One step closer to senescence moonshot: Insilico claims industry first by nominating preclinical candidate for IPF, with both novel drug target and novel molecule discovered by AI.
Insilico Medicine has claimed a breakthrough in AI and drug discovery. By linking together generative chemistry and biology together for the first time, they claimed to have discovered a novel preclinical candidate addressing idiopathic pulmonary fibrosis (IPF) and validated with multiple human cell and animal model experiments.
Longevity.Technology: Often found implicated in a wide range of diseases and multiple organs (lung, liver and kidney), IPF addresses a very broad medical need that affects hundreds of thousands of individuals worldwide.
To nominate a preclinical candidate, Insilico Medicine started with a set of 20 completely novel targets discovered by AI for fibrosis and narrowed down the target to specifically address IPF. Insilico then generated a set of novel compounds to selectively inhibit the novel target; the molecules had to be selective, bioavailable, metabolically stable, capable of oral administration, safe, and have many other properties of a good drug. The company also predicted high-probability of success of the phase 2 clinical trial outcome in IPF.
The molecules were first generated using Insilico’s Chemistry42 system using Structure-based Drug Design (SBDD) generative chemistry approach, tested in human cell and animal models. Then the molecules were re-designed using the Ligand-based Drug Design (LBDD) to optimise for additional properties and tested in human cells and animal models. After a review by a large team of internal and external veteran drug developers specialising in fibrosis, a preclinical candidate was nominated and IND-enabling experiments started.

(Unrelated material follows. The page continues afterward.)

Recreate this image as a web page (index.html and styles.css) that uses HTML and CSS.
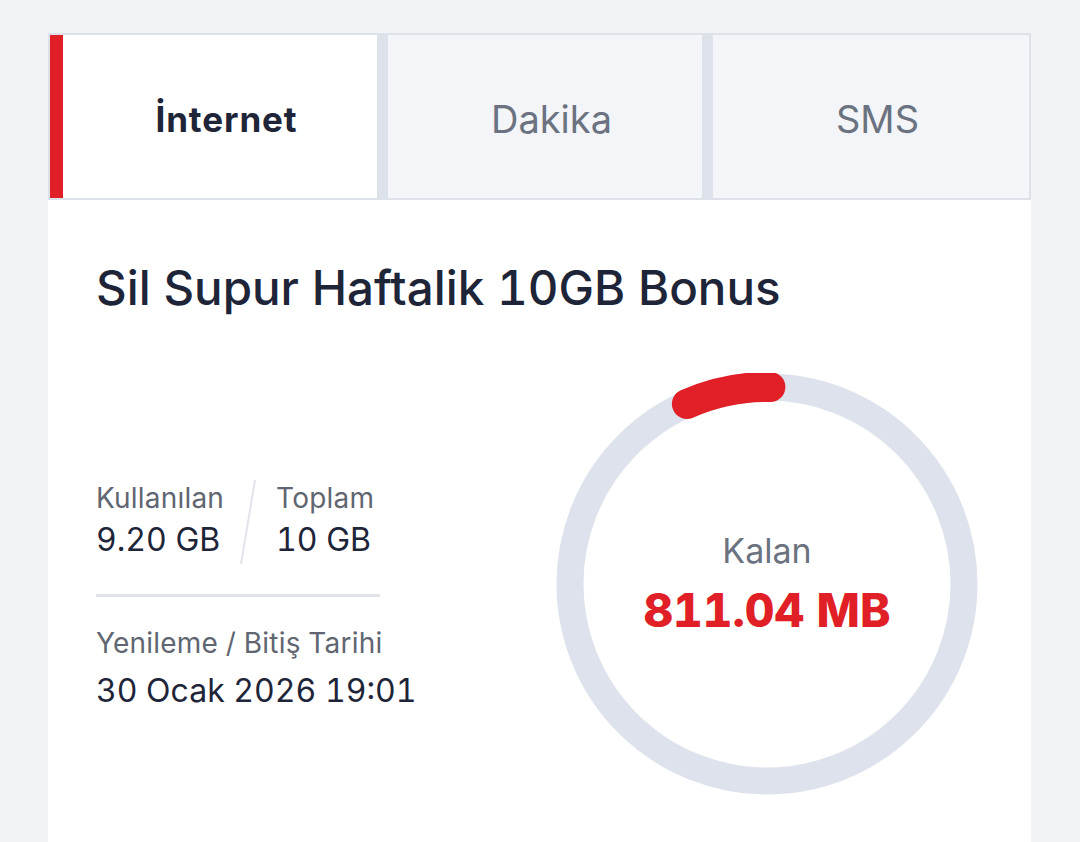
FILE: index.html
```html
<!DOCTYPE html>
<html lang="tr">
<head>
<meta charset="utf-8">
<link rel="stylesheet" href="styles.css">
</head>
<body>
<div class="page">
  <div class="tabs">
    <div class="tab active">İnternet</div>
    <div class="tab">Dakika</div>
    <div class="tab">SMS</div>
  </div>
  <div class="card">
    <h1 class="title">Sil Supur Haftalik 10GB Bonus</h1>
    <div class="content">
      <div class="info">
        <div class="stats">
          <div class="stat">
            <div class="label">Kullanılan</div>
            <div class="value">9.20 GB</div>
          </div>
          <div class="slash"></div>
          <div class="stat">
            <div class="label">Toplam</div>
            <div class="value">10 GB</div>
          </div>
        </div>
        <div class="divider"></div>
        <div class="label">Yenileme / Bitiş Tarihi</div>
        <div class="value date">30 Ocak 2026 19:01</div>
      </div>
      <div class="ring">
        <svg class="ring-svg" width="422" height="422" viewBox="0 0 422 422">
          <circle cx="211" cy="211" r="197" fill="none" stroke="#dde2ec" stroke-width="27"/>
          <path d="M130.9 31 A197 197 0 0 1 214.4 14.03" fill="none" stroke="#e01f26" stroke-width="30" stroke-linecap="round"/>
        </svg>
        <div class="ring-text">
          <div class="ring-label">Kalan</div>
          <div class="ring-value">811.04 MB</div>
        </div>
      </div>
    </div>
  </div>
</div>
</body>
</html>
```
FILE: styles.css
```css
html, body {
  margin: 0;
  padding: 0;
  background: #f2f3f5;
  font-family: "Inter", "Lato", sans-serif;
  font-variant-numeric: tabular-nums;
}

.page {
  width: 983px;
  margin-left: 48px;
  padding-top: 33px;
}

.tabs {
  display: grid;
  grid-template-columns: 327px 314px 1fr;
  column-gap: 11px;
  padding: 2px;
  height: 163px;
  background: #dde2ea;
}

.tab {
  display: flex;
  align-items: center;
  justify-content: center;
  padding: 4px 0 0 13px;
  background: #f3f5f9;
  color: #6b7280;
  font-size: 38px;
  font-weight: 400;
}

.tab.active {
  background: #ffffff;
  color: #1e2538;
  font-size: 35px;
  font-weight: 700;
  letter-spacing: 0.9px;
  border-left: 13px solid #e01f26;
}

.card {
  background: #ffffff;
  height: 642px;
  padding: 0 53px 0 48px;
}

.title {
  margin: 0;
  padding-top: 60px;
  font-size: 47.5px;
  font-weight: 500;
  line-height: 56px;
  color: #1e2538;
}

.content {
  display: flex;
  justify-content: space-between;
  align-items: flex-start;
  margin-top: 57px;
}

.info {
  margin-top: 107px;
  display: flex;
  flex-direction: column;
}

.stats {
  display: flex;
  align-items: stretch;
}

.stat {
  display: flex;
  flex-direction: column;
}

.slash {
  width: 2px;
  margin: 0 27px 0 23px;
  background: #e1e4ea;
  transform: skewX(-9.5deg);
}

.label {
  font-size: 28px;
  line-height: 36px;
  letter-spacing: 0.2px;
  color: #5f6671;
}

.value {
  font-size: 32px;
  line-height: 48px;
  color: #1e2538;
}

.divider {
  width: 284px;
  height: 3px;
  background: #e1e4ea;
  margin: 30px 0 28px;
}

.date {
  margin-top: 6px;
}

.ring {
  display: grid;
  width: 422px;
  height: 422px;
}

.ring-svg,
.ring-text {
  grid-area: 1 / 1;
}

.ring-text {
  display: flex;
  flex-direction: column;
  align-items: center;
  padding-top: 158px;
}

.ring-label {
  font-size: 34px;
  line-height: 40px;
  color: #6b7280;
}

.ring-value {
  margin-top: 9px;
  font-size: 46px;
  line-height: 60px;
  font-weight: 800;
  color: #e01f26;
}
```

From target hypothesis to preclinical candidate selection, Insilico was able to complete target identification, molecule generation and validation through traditional laboratory experiments in less than 18 months and at a total cost of approximately $1,800,000 for IPF and $800,000 for other fibrotic disorders, with less than 80 small molecules synthesised and tested.
According to Insilico, the preclinical candidate is a first-in-class novel small molecule inhibitor of a novel biological target with unprecedented mechanism of action (MOA). It demonstrated experimentally good efficacy in both in vitro and in vivo preclinical studies for IPF, and a good safety profile. Currently progressing the candidate for IND-enabling studies and phase I clinical trials, Insilico is targeting clinical studies by early 2022 and welcomes collaborations with pharmaceutical companies to co-develop the drug candidate after phase II.
“…a major milestone for us as our ultimate moonshot is to go after senescence…”
Alex Zhavoronkov, PhD, founder and CEO of Insilico Medicine, said: “Can AI design a novel molecule for a novel target that has no known inhibitors and has not been validated in a disease? And now we have successfully linked both biology and chemistry and nominated the preclinical candidate for a novel target, with the intention of taking it into human clinical trials, which is orders of magnitude more complex and more risky problem to solve.

To my knowledge this is the first case where AI identified a novel target and designed a preclinical candidate for a very broad disease indication. It is a major milestone for us as our ultimate moonshot is to go after senescence and we need to have many enabling AI technologies that help us understand and manipulate human biology in other chronic diseases.”

The company also announced the formation of a team of over 20 expert drug hunters and drug developers in Shanghai led by Dr Feng Ren, former senior VP of biology and chemistry at Medicilon, and former head of chemistry at GSK, who joined Insilico in February as chief science officer. This team will be responsible for taking the AI-discovered drugs into human clinical trials and creating a broad portfolio of preclinical assets.
“With today’s milestone of the first AI-discovered and scientifically validated PCC, Insilico has solved yet another of the biggest hurdles in drug discovery…”
Traditional drug discovery starts with the testing of thousands of small molecules, followed by further testing and synthesis of hundreds of molecules in order to get to just a few lead-like molecules appropriate for preclinical studies, of which only about one in ten of these molecules pass clinical trials in human patients.
Incredibly slow and expensive, the overall process on average often totals over ten years of development and billions of dollars, with each of the process costing millions of dollars. Further compounding the hurdles in bringing a new drug to market are the massive number of R&D steps involved – each costing millions of dollars – often disconnected and conducted by different companies or different business units in the pharmaceutical ecosystem.

“Linking the right drug target to the right disease is the biggest challenge in pharmaceutical R&D,” said Zhavoronkov. “With today’s milestone of the first AI-discovered and scientifically validated PCC, Insilico has solved yet another of the biggest hurdles in drug discovery and removed another bottleneck in the staggeringly expensive and time-consuming traditional drug discovery process.”